Le problème avec les trop-payés, c’est que, lorsqu’ils sont réglés durant la même année civile, un employé est responsable de rembourser le montant brut, qu’ils n’ont jamais reçu. On s’attend à ce que les employés recevront la différence entre le montant net et le montant brut dans le traitement de leurs déclarations de revenus.
L’AFPC a soulevé à maintes reprises des préoccupations concernant l’inégalité associée au fait d’exiger que ces employés remboursent une somme plus élevée que celle qu’ils ont reçue, de même que la probabilité que de nombreux cas ne seront pas réglés avec une déclaration de revenus.
En réaction à ces préoccupations, en décembre 2017, le gouvernement a annoncé qu’il prolongerait la date limite pour signaler un trop-payé au 19 janvier 2018. Selon le gouvernement, ceux qui ont signalé leur trop-payé avant le 19 janvier 2018 devaient seulement rembourser le montant net.
Cependant, cette prolongation ne règle pas complètement le problème, car ce ne sont pas tous les employés touchés qui ont essayé de communiquer avec les centres d’appels pour signaler leur trop-payé qui ont pu parler à un agent. Pour ceux qui ont signalé leur trop-payé, nous nous inquiétons que les renseignements n’aient pas été consignés efficacement. Nous avons des raisons de croire que l’employeur ne sera pas en mesure de traiter tous ces changements à temps pour produire des feuillets T4 exacts, laissant la possibilité que des milliers de travailleurs qui ont tout fait correctement devront rembourser le montant brut. Il y a fort probablement des employés qui ne savent pas qu’ils ont été trop payés, si bien qu’ils ne savaient même pas qu’ils devaient signaler quoi que ce soit.
Pour ces motifs, une exemption complète par l’entremise d’un décret de remise est la seule voie à suivre. Le décret de remise, une option prévue au paragraphe 23(2) de la Loi sur la gestion des finances publiques, permettrait à ces travailleurs d’être exemptés de payer le montant brut, qui est plus élevé que le montant qu’ils ont reçu, et de ne rembourser que le montant net, qui représente le montant reçu.

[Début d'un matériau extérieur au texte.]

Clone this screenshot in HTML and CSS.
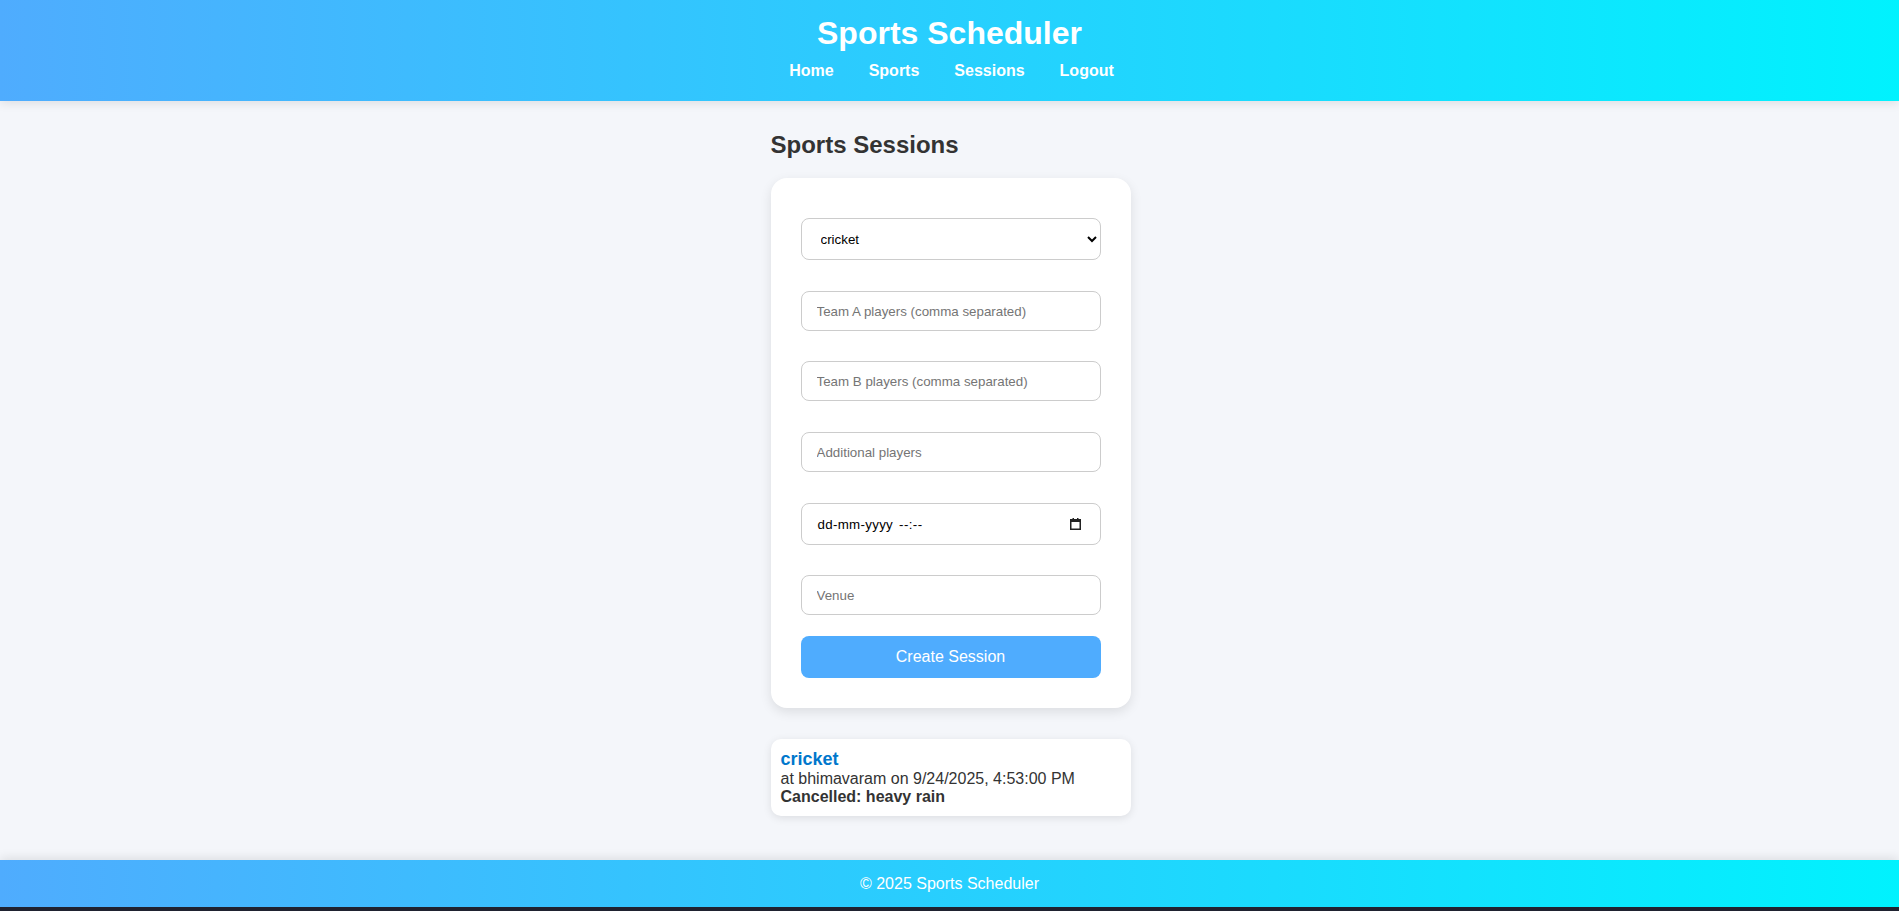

Les fonctionnaires fédéraux méritent d’être payés correctement et à temps pour leur travail. Jusqu’à ce que ce soit le cas, le gouvernement fédéral devrait faire tout en son pouvoir pour alléger les difficultés découlant du cauchemar Phénix.
Je remercie le comité d’avoir invité l’AFPC à témoigner et je serai heureux de répondre à vos questions.
Le président : Merci, monsieur Aylward.
Stéphane Aubry, vice-président, Institut professionnel de la fonction publique du Canada : Je m’appelle Stéphane Aubry. Je suis vice-président national de l’Institut professionnel de la fonction publique du Canada. Je suis ici avec Emily Watkins, conseillère principale à la présidente, qui pourra également répondre à vos questions au besoin.
L’institut représente environ 55 000 professionnels du secteur public dans l’ensemble du Canada; la plupart sont des employés du gouvernement fédéral. Nos membres apportent une contribution essentielle au Canada et aux Canadiens tous les jours.
L’institut représente les spécialistes en informatique, les scientifiques, les chercheurs, le personnel infirmier, les vérificateurs de l’impôt et bon nombre d’autres professionnels. Nos membres se présentent au travail même s’ils ne sont pas payés correctement. Pourquoi? Parce que ce sont des fonctionnaires dévoués.
Au cours des deux dernières années, ils ont été assujettis à un système de paye qui n’arrive pas à les payer à temps et correctement. Certains de nos membres n’ont reçu aucun chèque de paye ou ont perdu leurs avantages sociaux et leurs cotisations au régime de retraite pendant leur congé parental, en raison de problèmes avec le système. Ils sont frustrés et fâchés et ne peuvent tout simplement pas comprendre pourquoi cela dure depuis si longtemps sans qu’on ait fixé une date pour régler les problèmes.
[Français]
Nous remercions le comité de nous avoir invités aujourd’hui à lui faire part de nos commentaires au sujet du système de paie Phénix.
Le fiasco Phénix cause énormément de stress et de préjudice aux employés fédéraux qui ont du mal, notamment, à payer leurs factures, leur loyer, leur hypothèque. Leur famille souffre aussi de la situation, ce qui pousse même certains à chercher du travail ailleurs. Notre position est la suivante : comme tous les Canadiens, nos membres méritent d’être payés à temps et avec le bon montant. Pour ce faire, les fonctionnaires doivent obtenir l’aide dont ils ont besoin pour régler leurs problèmes de paie maintenant.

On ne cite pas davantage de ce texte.